Museum among museums
Formerly a royal palace, the Louvre has embraced the history of France for eight centuries. Intended as a universal museum since its inception in 1793, its collections—among the finest in the world—span several thousands of years and a territory that extends from America to the confines of Asia. Divided among eight departments, these collections feature works admired throughout the globe, including the Mona Lisa, the Winged Victory of Samothrace, and the Venus de Milo. With nearly ten million visitors in 2012, the Louvre is the world’s most visited museum.

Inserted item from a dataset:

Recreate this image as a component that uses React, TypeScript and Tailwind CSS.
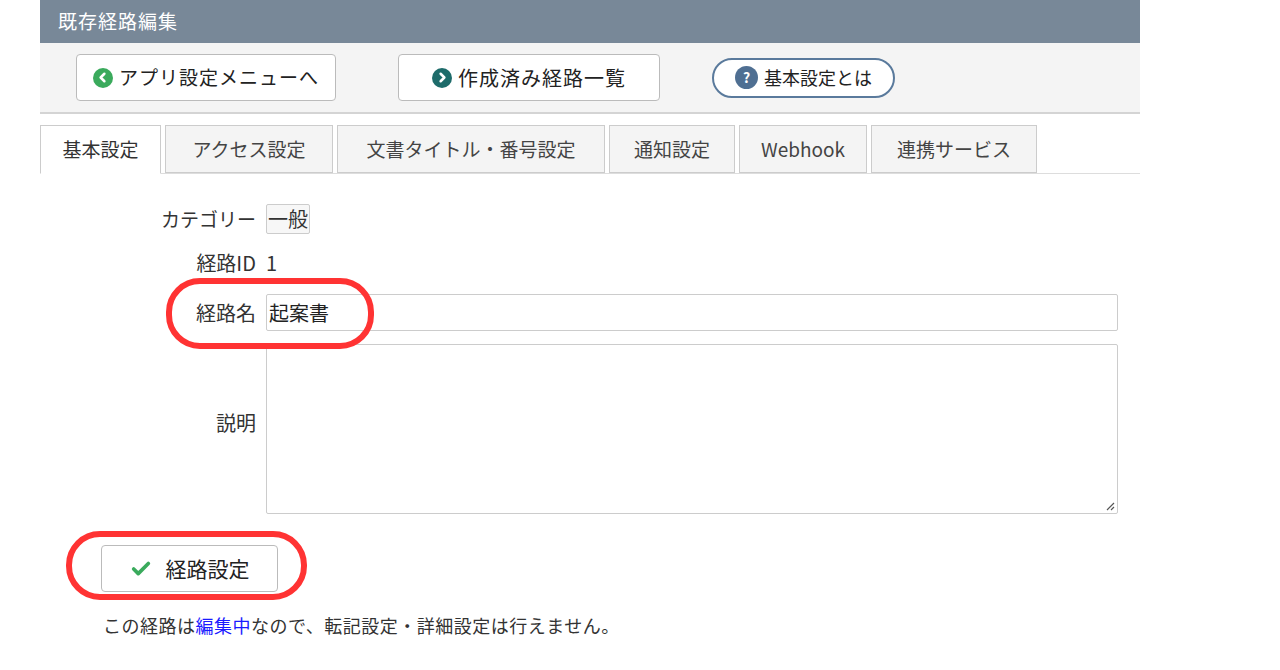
import { Check, ChevronLeft, ChevronRight } from "lucide-react";

const font = { fontFamily: '"Noto Sans CJK JP", "Liberation Sans", sans-serif' };

const tabs = [
    { label: "基本設定", w: "w-[121px]" },
    { label: "アクセス設定", w: "w-[168px]" },
    { label: "文書タイトル・番号設定", w: "w-[268px]" },
    { label: "通知設定", w: "w-[126px]" },
    { label: "Webhook", w: "w-[128px]" },
    { label: "連携サービス", w: "w-[166px]" },
];

export default function App() {
    return (
        <div className="relative w-[1280px] h-[670px] bg-white text-[#333]" style={font}>
            <div className="ml-[40px] w-[1100px]">
                {/* Title bar */}
                <div className="h-[43px] bg-[#788898] text-white text-[19px] tracking-[1px] px-[18px] flex items-center">既存経路編集</div>

                {/* Toolbar */}
                <div className="h-[71px] bg-[#f4f4f4] border-b-2 border-[#d4d4d4] flex items-center pl-[36px] gap-[62px]">
                    <button className="h-[47px] w-[260px] bg-white border border-[#bbb] rounded-[4px] flex items-center justify-center gap-[6px] text-[19px] tracking-[1px] text-[#222]">
                        <span className="w-[20px] h-[20px] rounded-full bg-[#3aaa5c] flex items-center justify-center">
                            <ChevronLeft className="w-[15px] h-[15px] text-white" strokeWidth={4} />
                        </span>
                        アプリ設定メニューへ
                    </button>
                    <button className="h-[47px] w-[262px] bg-white border border-[#bbb] rounded-[4px] flex items-center justify-center gap-[6px] text-[20px] tracking-[1px] text-[#222]">
                        <span className="w-[20px] h-[20px] rounded-full bg-[#1d6b6a] flex items-center justify-center">
                            <ChevronRight className="w-[15px] h-[15px] text-white" strokeWidth={4} />
                        </span>
                        作成済み経路一覧
                    </button>
                    <button className="-ml-[10px] h-[40px] w-[183px] bg-white border-2 border-[#5a7a9c] rounded-full flex items-center justify-center gap-[6px] text-[18px] text-[#222]">
                        <span className="w-[23px] h-[23px] rounded-full bg-[#4f6f92] text-white text-[14px] font-bold flex items-center justify-center">?</span>
                        基本設定とは
                    </button>
                </div>

                {/* Tabs */}
                <div className="mt-[11px] flex items-end gap-[4px] border-b border-[#ddd] h-[49px]">
                    {tabs.map((t, i) => (
                        <div
                            key={t.label}
                            className={
                                i === 0
                                    ? `${t.w} h-[49px] flex items-center justify-center bg-white border border-[#ccc] border-b-white -mb-px text-[19px] text-[#333]`
                                    : `${t.w} h-[48px] flex items-center justify-center bg-[#f4f4f4] border border-[#ccc] text-[19px] text-[#444]`
                            }
                        >
                            {t.label}
                        </div>
                    ))}
                </div>

                {/* Form */}
                <div className="mt-[30px] grid grid-cols-[216px_1fr] gap-x-[10px] items-center text-[20px] w-[1078px]">
                    <div className="text-right text-[19px]">カテゴリー</div>
                    <div>
                        <span className="inline-block border border-[#ccc] rounded-[2px] bg-[#f7f7f7] px-px leading-[28px]">一般</span>
                    </div>

                    <div className="text-right mt-[14px]">経路ID</div>
                    <div className="mt-[14px]">1</div>

                    <div className="text-right mt-[16px]">経路名</div>
                    <div className="mt-[16px] h-[37px] border border-[#ccc] rounded-[2px] flex items-center px-[2px] text-[#222]">起案書</div>

                    <div className="text-right">説明</div>
                    <div className="mt-[13px] h-[170px] border border-[#ccc] rounded-[2px] relative">
                        <svg className="absolute right-[2px] bottom-[2px]" width="10" height="10" viewBox="0 0 10 10">
                            <path d="M9 2 L2 9 M9 6 L6 9" stroke="#555" strokeWidth="1.2" />
                        </svg>
                    </div>
                </div>

                <div className="pl-[61px] mt-[31px]">
                    <button className="h-[47px] w-[177px] bg-white border border-[#bbb] rounded-[4px] flex items-center justify-center gap-[14px] text-[21px] text-[#222]">
                        <Check className="w-[22px] h-[22px] text-[#3aaa5c]" strokeWidth={4} />
                        経路設定
                    </button>
                    <p className="mt-[20px] ml-[2px] text-[18px] tracking-[0.5px] text-[#333]">
                        この経路は<span className="text-[#1a1aff]">編集中</span>なので、転記設定・詳細設定は行えません。
                    </p>
                </div>
            </div>

            {/* Highlight annotations */}
            <div className="absolute left-[166px] top-[278px] w-[208px] h-[71px] border-[6px] border-[#ff3333] rounded-[34px]" />
            <div className="absolute left-[66px] top-[531px] w-[241px] h-[69px] border-[6px] border-[#ff3333] rounded-[34px]" />
        </div>
    );
}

The Louvre, a universal museum
The Louvre is universal both in terms of the wealth of its collections and the great diversity of its visitors. Of the nearly ten million people who visited the Louvre in 2012, 69 percent were of overseas origin, with 15 percent from the United States of America, 7 percent from China, and 6 percent from Brazil. To adapt to the diverse nature of this public, the Louvre continually strives for greater accessibility. To this end, its initiatives include the progressive widespread use of labeling in two or even three languages to describe the 38,000 artworks exhibited; the revamped numbering of exhibition rooms; the development of a new, more user-friendly floor plan; and the fostering of art education. In addition, the Louvre website ( offers various visitor tips on planning a visit, gaining in-depth knowledge, and teaching art history to children.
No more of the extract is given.